Yeast Sees the Deep Sea (from a previous cruise)
Background: We know yeast because we use it to bake bread, to brew beer and to make wine and all this for already a few thousand years. However, that yeasts are living organisms was firstly described by Louis Pasteur (1822-1895) in his book “Études sur la bière“ (Studies about the beer). Yeasts are unicellular fungi, which grow to a size of 10 micrometer (a tenth part of a millimeter). Yeasts are heterotrophic that means they eat organic material (sugar, protein, fat) which is produced by other creatures. They use oxygen to break down sugar into water and carbon dioxide and they utilize the released energy for their metabolism. If there is no oxygen around, yeasts can live at least for some time and with less cell division. Then, the yeasts turn the sugar into the less energy rich ethyl alcohol (instead of water) and carbon dioxide. This is called fermentation. We utilize the carbon dioxide for example to let bread dough rise or to aerate beverage. The yeast itself provides us with vitamin B. Yeast extracts are used as flavor enhancer in food. In biotechnology sterile yeast extracts are used as culture media for other types of fungi or bacteria. Yeasts either reproduces by budding and cell division (asexual) or they produce spores (sexual).
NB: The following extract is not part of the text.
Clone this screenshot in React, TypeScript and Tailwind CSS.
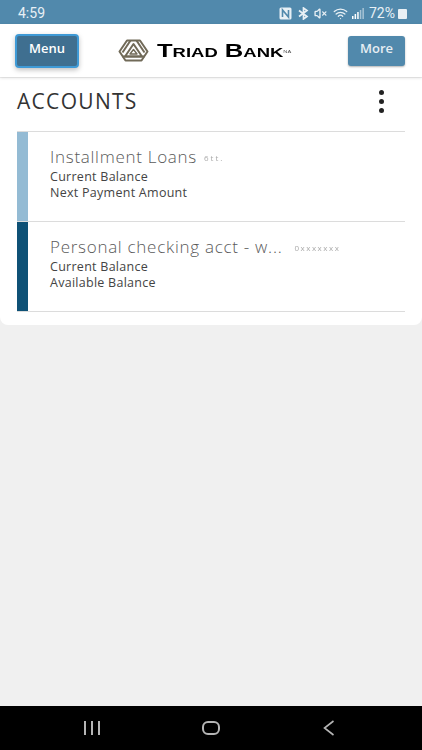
import { VolumeX, Wifi } from "lucide-react";

function TriadLogo() {
  return (
    <svg width="31" height="23" viewBox="0 0 31 23" fill="none" stroke="#716a58" strokeWidth="2" strokeLinejoin="round">
      <path d="M1.5 12.5 L9 1.5 H22 L29.5 12.5 L23.5 21.5 H7.5 Z" />
      <path d="M15.5 5 L7 17.5 H24 Z" />
      <path d="M12.5 1.5 L4.5 13.5" />
      <path d="M18.5 1.5 L26.5 13.5" />
      <path d="M15.5 10.5 L12 15 H19 Z" strokeWidth="1.4" />
      <path d="M4.5 17.5 H26.5" />
    </svg>
  );
}

function NfcBox() {
  return (
    <svg width="13" height="13" viewBox="0 0 13 13" fill="none">
      <rect x="0.5" y="0.5" width="12" height="12" rx="1.5" fill="#e8f0f5" />
      <path d="M3.5 10 V3 L9.5 10 V3" stroke="#5189ac" strokeWidth="1.6" />
    </svg>
  );
}

function BluetoothMark() {
  return (
    <svg width="11" height="13" viewBox="0 0 11 13" fill="none" stroke="#e8f0f5" strokeWidth="1.7">
      <path d="M1 3.5 L9 9.5 L5.5 12 V1 L9 3.5 L1 9.5" />
    </svg>
  );
}

function SignalBars() {
  return (
    <svg width="12" height="11" viewBox="0 0 12 11" fill="#fff">
      <rect x="0" y="8" width="1.5" height="3" />
      <rect x="2.6" y="6" width="1.5" height="5" />
      <rect x="5.2" y="4" width="1.5" height="7" />
      <rect x="7.8" y="2" width="1.5" height="9" opacity="0.5" />
      <rect x="10.4" y="0" width="1.5" height="11" opacity="0.5" />
    </svg>
  );
}

function StatusBar() {
  return (
    <div className="h-6 bg-[#5189ac] flex items-center justify-between pt-[3px] pl-[18px] pr-[15px] text-[#e8f0f5] text-[14px] font-['Roboto',sans-serif]">
      <span>4:59</span>
      <div className="flex items-center">
        <NfcBox />
        <div className="ml-[6px]"><BluetoothMark /></div>
        <VolumeX size={13} strokeWidth={2.5} className="ml-[5px]" />
        <Wifi size={15} strokeWidth={2} className="ml-[6px]" />
        <div className="ml-[4px]"><SignalBars /></div>
        <span className="ml-[5px]">72%</span>
        <div className="ml-[3px] w-[9px] h-[10px] bg-[#e8f0f5] rounded-[1px]" />
      </div>
    </div>
  );
}

function Header() {
  return (
    <header className="h-[53px] bg-white flex items-center justify-between pl-[15px] pr-[17px] shadow-[0_1px_3px_rgba(0,0,0,0.12)] relative font-['Open_Sans',sans-serif]">
      <button className="w-[64px] h-[34px] rounded-[4px] bg-[#3f6f90] border-2 border-[#3f9ad6] text-white text-[13px] font-semibold shadow-[0_2px_5px_rgba(0,0,0,0.25)] pb-[3px]">
        Menu
      </button>
      <div className="flex items-center gap-[8px] mr-[16px]">
        <TriadLogo />
        <span className="w-[136px] flex font-['Liberation_Sans',sans-serif] font-bold text-black text-[18px] leading-none whitespace-nowrap [font-variant:small-caps] origin-left scale-x-[1.42]">
          Triad Bank
          <span className="text-[4px] font-normal text-[#555] self-center mt-[3px]">NA</span>
        </span>
      </div>
      <button className="w-[57px] h-[30px] rounded-[3px] bg-[#5189ac] text-[#e6eef3] text-[13px] font-semibold shadow-[0_1px_2px_rgba(0,0,0,0.3)] pb-[3px]">
        More
      </button>
    </header>
  );
}

type AccountRowProps = {
  name: string;
  masked: string;
  maskClass: string;
  lines: string[];
  color: string;
};

function AccountRow({ name, masked, maskClass, lines, color }: AccountRowProps) {
  return (
    <div className="flex h-[90px] border-b border-[#dcdcdc]">
      <div className={`w-[11px] ${color}`} />
      <div className="pl-[22px] pt-[13px]">
        <div className="flex items-center text-[17px] leading-[22px] font-light tracking-[0.72px] text-[#5a5a5a]">
          {name}
          <span className={`mt-[2px] text-[8px] text-[#aaa] font-normal blur-[0.4px] ${maskClass}`}>{masked}</span>
        </div>
        {lines.map((line) => (
          <div key={line} className="text-[12.5px] leading-[16px] tracking-[0.27px] text-[#444]">
            {line}
          </div>
        ))}
      </div>
    </div>
  );
}

export default function App() {
  return (
    <div className="w-[422px] h-[750px] flex flex-col bg-[#f0f0f0] overflow-hidden font-['Open_Sans',sans-serif]">
      <StatusBar />
      <Header />

      <main className="flex-1">
        {/* Accounts card */}
        <section className="mt-[1px] bg-white rounded-b-[8px] h-[247px] pl-[17px] pr-[17px]">
          <div className="h-[47px] mb-[6px] flex items-center justify-between">
            <h1 className="text-[21px] leading-none font-normal tracking-[1.3px] text-[#333]">ACCOUNTS</h1>
            <div className="flex flex-col gap-[4px] mr-[21px]">
              <span className="w-[5px] h-[5px] rounded-full bg-[#222]" />
              <span className="w-[5px] h-[5px] rounded-full bg-[#222]" />
              <span className="w-[5px] h-[5px] rounded-full bg-[#222]" />
            </div>
          </div>
          <div className="border-t border-[#dcdcdc]">
            <AccountRow
              name="Installment Loans"
              masked="6tt."
              maskClass="ml-[7px] tracking-[2px]"
              lines={["Current Balance", "Next Payment Amount"]}
              color="bg-[#94bbd4]"
            />
            <AccountRow
              name="Personal checking acct - w..."
              masked="0xxxxxxx"
              maskClass="ml-[12px] tracking-[1.5px]"
              lines={["Current Balance", "Available Balance"]}
              color="bg-[#0e5176]"
            />
          </div>
        </section>
      </main>

      {/* Android nav bar */}
      <nav className="h-[44px] bg-black flex items-center justify-between pl-[84px] pr-[87px]">
        <div className="flex gap-[5px]">
          <span className="w-[2px] h-[14px] bg-[#b5b5b5]" />
          <span className="w-[2px] h-[14px] bg-[#b5b5b5]" />
          <span className="w-[2px] h-[14px] bg-[#b5b5b5]" />
        </div>
        <div className="w-[18px] h-[14px] rounded-[6px] border-2 border-[#b5b5b5] mr-[2px]" />
        <svg width="12" height="16" viewBox="0 0 12 16" fill="none" stroke="#b5b5b5" strokeWidth="1.6">
          <path d="M10.5 1 L1.5 8 L10.5 15" />
        </svg>
      </nav>
    </div>
  );
}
Hypothesis: We hypothesized that yeast will survive in the deep sea, at least for some hours.

Material and Methods: We put bread dough containing living yeast into a container and mounted it outside of the submersible. The dive lasted 8 hours, the yeast was in a depth of 2500 meters for 5 hours. After the dive the ship’s cook made bread out the dough to see whether bread can be made of this dough indicating the yeast was surviving the pressure and cold conditions in the deep sea.
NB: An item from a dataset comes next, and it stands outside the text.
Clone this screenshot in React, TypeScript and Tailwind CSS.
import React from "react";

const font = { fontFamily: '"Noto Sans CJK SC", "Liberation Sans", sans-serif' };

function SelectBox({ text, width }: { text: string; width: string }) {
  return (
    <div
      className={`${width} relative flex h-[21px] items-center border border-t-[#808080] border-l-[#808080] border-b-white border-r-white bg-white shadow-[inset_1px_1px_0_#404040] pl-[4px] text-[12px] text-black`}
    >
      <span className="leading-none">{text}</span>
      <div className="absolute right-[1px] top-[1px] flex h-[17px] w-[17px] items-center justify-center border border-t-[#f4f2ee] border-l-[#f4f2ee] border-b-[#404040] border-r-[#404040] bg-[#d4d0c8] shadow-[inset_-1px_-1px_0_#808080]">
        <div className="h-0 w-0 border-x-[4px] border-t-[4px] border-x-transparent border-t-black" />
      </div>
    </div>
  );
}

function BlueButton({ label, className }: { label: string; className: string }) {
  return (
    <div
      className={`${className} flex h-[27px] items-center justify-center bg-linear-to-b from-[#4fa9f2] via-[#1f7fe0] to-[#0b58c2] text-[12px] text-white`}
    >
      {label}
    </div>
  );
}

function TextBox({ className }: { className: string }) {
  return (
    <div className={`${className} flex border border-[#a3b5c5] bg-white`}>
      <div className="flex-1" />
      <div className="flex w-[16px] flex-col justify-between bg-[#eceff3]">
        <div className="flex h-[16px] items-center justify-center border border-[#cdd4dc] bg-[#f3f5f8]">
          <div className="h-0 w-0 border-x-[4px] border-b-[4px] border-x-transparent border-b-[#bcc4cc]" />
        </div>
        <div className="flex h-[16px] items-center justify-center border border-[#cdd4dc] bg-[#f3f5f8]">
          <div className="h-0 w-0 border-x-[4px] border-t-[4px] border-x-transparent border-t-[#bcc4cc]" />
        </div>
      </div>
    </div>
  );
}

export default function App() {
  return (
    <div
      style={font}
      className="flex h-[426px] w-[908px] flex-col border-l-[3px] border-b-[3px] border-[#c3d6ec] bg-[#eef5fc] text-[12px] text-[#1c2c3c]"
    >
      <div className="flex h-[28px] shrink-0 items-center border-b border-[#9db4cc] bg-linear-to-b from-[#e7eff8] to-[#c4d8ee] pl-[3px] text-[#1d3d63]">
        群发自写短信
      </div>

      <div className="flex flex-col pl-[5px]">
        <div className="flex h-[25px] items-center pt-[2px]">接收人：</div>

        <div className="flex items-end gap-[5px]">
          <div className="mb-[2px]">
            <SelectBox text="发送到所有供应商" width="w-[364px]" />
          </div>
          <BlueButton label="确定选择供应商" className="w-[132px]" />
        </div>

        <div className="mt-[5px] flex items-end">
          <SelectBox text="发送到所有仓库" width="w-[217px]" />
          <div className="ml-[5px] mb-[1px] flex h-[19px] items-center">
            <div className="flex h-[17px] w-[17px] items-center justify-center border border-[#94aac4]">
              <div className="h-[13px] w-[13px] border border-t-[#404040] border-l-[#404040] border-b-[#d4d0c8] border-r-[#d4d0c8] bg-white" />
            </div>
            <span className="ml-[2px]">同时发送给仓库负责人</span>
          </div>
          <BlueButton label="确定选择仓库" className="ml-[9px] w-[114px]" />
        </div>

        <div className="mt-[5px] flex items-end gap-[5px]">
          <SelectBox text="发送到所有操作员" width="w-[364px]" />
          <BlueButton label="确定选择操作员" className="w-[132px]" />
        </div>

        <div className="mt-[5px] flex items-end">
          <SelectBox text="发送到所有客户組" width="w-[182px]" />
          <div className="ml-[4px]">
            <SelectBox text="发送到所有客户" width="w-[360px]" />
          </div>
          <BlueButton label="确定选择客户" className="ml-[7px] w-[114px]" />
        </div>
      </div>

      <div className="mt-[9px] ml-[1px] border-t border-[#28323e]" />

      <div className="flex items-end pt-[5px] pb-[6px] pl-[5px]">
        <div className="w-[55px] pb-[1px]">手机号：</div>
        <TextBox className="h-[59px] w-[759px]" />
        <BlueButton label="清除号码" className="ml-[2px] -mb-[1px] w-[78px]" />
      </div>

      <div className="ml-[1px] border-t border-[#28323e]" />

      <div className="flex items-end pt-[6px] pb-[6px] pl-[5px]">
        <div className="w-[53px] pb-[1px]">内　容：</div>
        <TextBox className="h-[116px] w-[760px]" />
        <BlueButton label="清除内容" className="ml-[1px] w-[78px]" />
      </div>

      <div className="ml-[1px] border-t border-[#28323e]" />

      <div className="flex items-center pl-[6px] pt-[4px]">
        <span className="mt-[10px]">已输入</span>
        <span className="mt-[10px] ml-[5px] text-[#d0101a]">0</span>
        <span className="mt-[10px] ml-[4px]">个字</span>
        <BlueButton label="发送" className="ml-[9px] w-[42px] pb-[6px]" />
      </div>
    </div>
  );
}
Yeast dough in open white container put into a blue plastic net and mounted to the outside of Alvin. After the dive we saw that the dough has increased in size a lot. Photographs: Bright lab.

Results: The cook took the dough that we recovered and immediately added flour to make bread. All of us tasted it and we found that it is not as airy and fluffily and as normal bread but it tasted like bread.
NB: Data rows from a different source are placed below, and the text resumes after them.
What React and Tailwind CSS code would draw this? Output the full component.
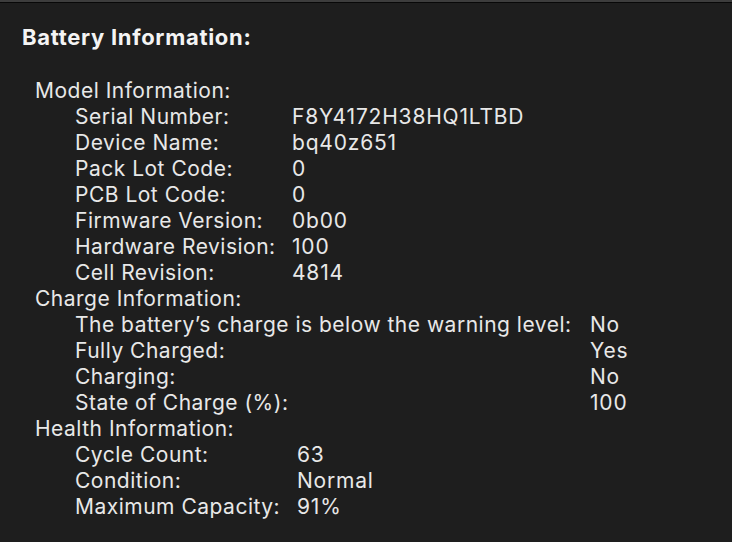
import React from 'react';

const model = [
  ['Serial Number:', 'F8Y4172H38HQ1LTBD'],
  ['Device Name:', 'bq40z651'],
  ['Pack Lot Code:', '0'],
  ['PCB Lot Code:', '0'],
  ['Firmware Version:', '0b00'],
  ['Hardware Revision:', '100'],
  ['Cell Revision:', '4814'],
];

const charge = [
  ['The battery\u2019s charge is below the warning level:', 'No'],
  ['Fully Charged:', 'Yes'],
  ['Charging:', 'No'],
  ['State of Charge (%):', '100'],
];

const health = [
  ['Cycle Count:', '63'],
  ['Condition:', 'Normal'],
  ['Maximum Capacity:', '91%'],
];

// one group: heading at 35px, rows indented to 75px, values in a fixed column
const Section = ({ title, rows, labelWidth }) => (
  <div>
    <div className="pl-[35px] h-[26px] leading-[26px]">{title}</div>
    {rows.map(([k, v]) => (
      <div key={k} className="flex pl-[75px] h-[26px] leading-[26px]">
        <span className={labelWidth}>{k}</span>
        <span className="tracking-[0.8px]">{v}</span>
      </div>
    ))}
  </div>
);

export default function App() {
  return (
    <div className="w-[732px] h-[542px] bg-[#1e1e1e] text-[#e8e8e8] text-[21px] tracking-[0.5px] font-['Inter','Liberation_Sans',sans-serif] overflow-hidden">
      <div className="h-[2px] bg-[#3d3d3d]" />
      <div className="h-[1px] bg-[#080808]" />

      <div className="pl-[22px] pt-[21px] h-[47px] leading-[26px] text-[22px] tracking-[0.7px] font-bold text-[#f4f4f4]">
        Battery Information:
      </div>

      <div className="pt-[28px]">
        <Section title="Model Information:" rows={model} labelWidth="w-[217px] shrink-0" />
        <Section title="Charge Information:" rows={charge} labelWidth="w-[515px] shrink-0" />
        <Section title="Health Information:" rows={health} labelWidth="w-[222px] shrink-0" />
      </div>
    </div>
  );
}
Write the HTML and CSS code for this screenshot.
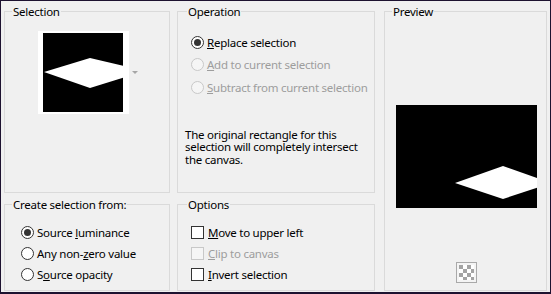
FILE: index.html
```html
<!DOCTYPE html>
<html>

<head>
    <meta charset="utf-8" />
    <title>Selection From Mask</title>
    <link rel="stylesheet" href="styles.css">
</head>

<body>
    <div class="dialog">
        <div class="main">
            <fieldset class="group group-sel">
                <legend>Selection</legend>
                <div class="thumb-row">
                    <div class="thumb">
                        <svg width="80" height="79" viewBox="0 0 80 79">
                            <rect width="80" height="79" fill="#000" />
                            <polygon points="1,39 47,25 102,38 47,55" fill="#fff" />
                        </svg>
                    </div>
                    <span class="drop-arrow"></span>
                </div>
            </fieldset>

            <fieldset class="group group-op">
                <legend>Operation</legend>
                <div class="choices">
                    <div class="choice"><span class="radio checked"></span><span><u>R</u>eplace selection</span></div>
                    <div class="choice disabled"><span class="radio"></span><span><u>A</u>dd to current selection</span></div>
                    <div class="choice disabled"><span class="radio"></span><span><u>S</u>ubtract from current selection</span></div>
                </div>
                <div class="note">
                    <span class="note-line">The original rectangle for this</span>
                    <span class="note-line">selection will completely intersect</span>
                    <span class="note-line">the canvas.</span>
                </div>
            </fieldset>

            <fieldset class="group group-src">
                <legend>Create selection from:</legend>
                <div class="choices small">
                    <div class="choice"><span class="radio checked"></span><span>Source <u>l</u>uminance</span></div>
                    <div class="choice"><span class="radio"></span><span>Any non-<u>z</u>ero value</span></div>
                    <div class="choice"><span class="radio"></span><span>S<u>o</u>urce opacity</span></div>
                </div>
            </fieldset>

            <fieldset class="group group-opts">
                <legend>Options</legend>
                <div class="choices small">
                    <div class="choice check"><span class="box"></span><span><u>M</u>ove to upper left</span></div>
                    <div class="choice check disabled"><span class="box"></span><span><u>C</u>lip to canvas</span></div>
                    <div class="choice check"><span class="box"></span><span><u>I</u>nvert selection</span></div>
                </div>
            </fieldset>
        </div>

        <fieldset class="group group-preview">
            <legend>Preview</legend>
            <div class="preview-body">
                <svg class="preview-img" width="141" height="103" viewBox="0 0 141 103">
                    <rect width="141" height="103" fill="#000" />
                    <polygon points="59,78 107,61 155,78 107,94" fill="#fff" />
                </svg>
                <svg class="checker" width="21" height="21" viewBox="0 0 21 21">
                    <rect x="0.5" y="0.5" width="20" height="20" fill="#f4f4f4" stroke="#a9a9a9" />
                    <rect x="3" y="3" width="15" height="15" fill="#fff" />
                    <rect x="3" y="3" width="4" height="4" fill="#a3a3a3" />
                    <rect x="11" y="3" width="4" height="4" fill="#a3a3a3" />
                    <rect x="7" y="7" width="4" height="4" fill="#a3a3a3" />
                    <rect x="15" y="7" width="3" height="4" fill="#a3a3a3" />
                    <rect x="3" y="11" width="4" height="4" fill="#a3a3a3" />
                    <rect x="11" y="11" width="4" height="4" fill="#a3a3a3" />
                    <rect x="7" y="15" width="4" height="3" fill="#a3a3a3" />
                    <rect x="15" y="15" width="3" height="3" fill="#a3a3a3" />
                </svg>
            </div>
        </fieldset>
    </div>
</body>

</html>
```

FILE: styles.css
```css
body {
    margin: 0;
    font-family: "Noto Sans", "Open Sans", sans-serif;
    font-size: 11.5px;
    letter-spacing: -0.25px;
    color: #000;
}

.dialog {
    display: flex;
    width: 551px;
    height: 294px;
    box-sizing: border-box;
    border: 1px solid #1d1230;
    border-bottom-width: 2px;
    padding: 2px 3px 1px 3px;
    background-color: #f0f0f0;
}

.main {
    display: grid;
    grid-template-columns: 166px 198px;
    grid-template-rows: 190px 95px;
    column-gap: 7px;
    row-gap: 3px;
}

.group {
    margin: 0;
    padding: 0;
    min-width: 0;
    border: 1px solid #dadada;
}

.group legend {
    margin-left: 7px;
    padding: 0 1px;
    line-height: 17px;
}

.group-op legend,
.group-opts legend {
    margin-left: 9px;
}

/* selection thumbnail */
.thumb-row {
    display: flex;
    align-items: center;
    margin: 11px 0 0 33px;
}

.thumb {
    display: flex;
    padding: 2px 6px 2px 5px;
    background-color: #fff;
}

.drop-arrow {
    width: 0;
    height: 0;
    margin-left: 3px;
    border-left: 3px solid transparent;
    border-right: 3px solid transparent;
    border-top: 3px solid #a6a6a6;
}

/* radio and check rows */
.choices {
    padding: 11px 0 0 13px;
}

.choices.small {
    padding-top: 8.5px;
}

.group-src .choices {
    padding-left: 16px;
}

.choice {
    display: flex;
    align-items: center;
    gap: 3px;
    height: 22.5px;
}

.choices.small .choice {
    height: 21px;
}

.choice.check {
    gap: 4px;
}

.choice u {
    text-underline-offset: 1px;
}

.radio {
    display: flex;
    align-items: center;
    justify-content: center;
    width: 13px;
    height: 13px;
    box-sizing: border-box;
    border: 1px solid #333;
    border-radius: 50%;
    background-color: #fff;
}

.radio.checked::after {
    content: "";
    width: 7px;
    height: 7px;
    border-radius: 50%;
    background-color: #333;
}

.box {
    width: 13px;
    height: 13px;
    box-sizing: border-box;
    border: 1px solid #333;
    background-color: #fff;
}

.disabled {
    color: #9d9d9d;
}

.disabled .radio,
.disabled .box {
    border-color: #c8c8c8;
    background-color: #f5f5f5;
}

.note {
    margin: 30px 0 0 7px;
}

.note-line {
    display: block;
    height: 12.5px;
    line-height: 12.5px;
    white-space: nowrap;
}

/* preview */
.group-preview {
    flex: 1;
    margin-left: 9px;
}

.preview-body {
    display: flex;
    flex-direction: column;
    align-items: center;
    padding-left: 2px;
}

.preview-img {
    margin-top: 85px;
}

.checker {
    margin-top: 54px;
}
```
The ship’s cook made bread out the dough. Photographs: Bright lab

Conclusion: Yeast does not die because of the high pressure or darkness or low temperatures. At least not within 5 hours. Furthermore, the salty seawater does not harm the yeast.

We learned that plastic bags are not suitable as wrapping in the deep-sea, because they break. Moreover, the dough rose during the journey to the deep. Probably even several times and this is always bad for dough as the cook told us. The dough was relatively small when we took it out of the fridge. The outside temperature was already 25°C in the early morning. The water temperature at the surface was 28°C. This temperature continually decreases with increasing depth, but the yeast had enough time to become active when the bag was fixed to Alvin, during the descent and ascent of the submersible and during the recovery at the end of the dive.

The Styrofoam Experiment (from a previous cruise)

Background: Styrofoam is a synthetic material, brought onto the market by the German company BASF as early as 1951. The base materials are small pearls of Polystyrol, which is obtained from crude oil in a very complicated procedure. The pearls gets foamed with the aid of foaming agent and heat and gets turned into small pellets. These pellets can be forced out into almost any shape with heat and pressure. The complete Styrofoam comprises 98% air. It is very suitable as packing and insulation material. many items of daily life are made out of Styrofoam. For example, decorations and party cups.

Hypothesis: We hypothesized that Styrofoam cups change under pressure.

Material and Methods: To find out what happens with Styrofoam cups under pressure we took some of these cups with us into the depth. To keep their shapes, we stuff them tightly with paper towels. The submersible pilot fixed one of the cups on Alvin’s basket and aimed one camera at it, before the dive.

Results and Conclusion: The Styrofoam cups got considerably smaller under high pressure. This happened because the air got compressed when under pressure during the descent of the submersible. Note that liquids and solids do not get compressed with pressure, while gases react differently.

1. Cups after the after dive. 2. Comparison after and before dive. Photographs: Bright lab.